Yesterday, despite my taking the time to write out what had been on my mind, I had a bad day. Anxiety combined with stress and insomnia worked their special magic on my system. Fortunately, I have a fairly good support system these days that I can turn to, with few words and say--things suck right at the moment. I know they will get better, but it is just getting through the feeling of raw electricity running through my body for no apparent reason. The last two therapists I've been through would have said there was a reason... this could be part of the reason traditional therapy didn't work for me. Well, that or my comparison of the profession to prostitution (a comparison my many therapist friends love, I'm sure)--which I actually wrote an entire book chapter on. It's safe for you to assume that was the tail end of therapy for me.
Therapy requires you sit in a room for an hour talking. I don't talk about how I feel... it's challenge enough for me to write about it without the guise of characters, excessive sarcasm and the brilliant banner of fiction. My preference is to work through whatever is going on in my head on some piece of gym equipment or trail. But after over 4 hours in the last three days and more than 20 miles on an elliptical, bike and treadmill all I'm left with is are some slightly tired muscles.
What this week boils down to for me is the fear of getting sick again. I trust the medical profession as much as I trust the mental health profession--perhaps even less sometimes. It has failed me on more than one occasion leaving me to find my own diagnosis and subsequent therapies. I don't know what other people do; live with feeling horrible, I suppose. That's something I refused to accept despite being told that was the bottom line. And now here I am, three months into finally feeling un-zombie like--no longer plagued by fatigue and pain, able to actually workout more than 30 minutes a day AND still do other things after work. Insomnia, while inconvenient and a drag, doesn't render me on caffeine binges and barely able to move.

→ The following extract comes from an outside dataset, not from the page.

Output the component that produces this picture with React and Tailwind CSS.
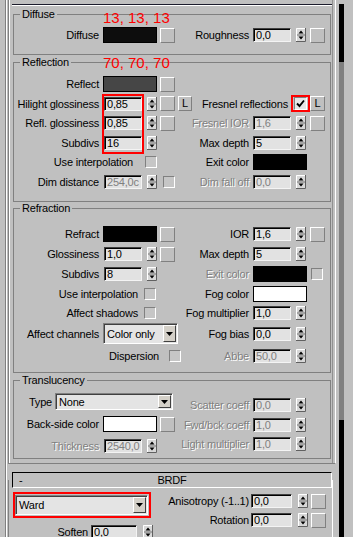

But, now I've discovered a fear... something new for me; fear isn't something I've allowed in my life (with the exception of spiders, of course). Fear that suddenly things will all turn around again on me; fear that I won't have the wherewithal to fight it both physically and mentally; fear I'll somehow screw it up--whatever "it" is. Like everything else, I will eventually work my way through this... but like I tell all my friends who come to me for sane, direct and practical advice "It's a process. Deal with it."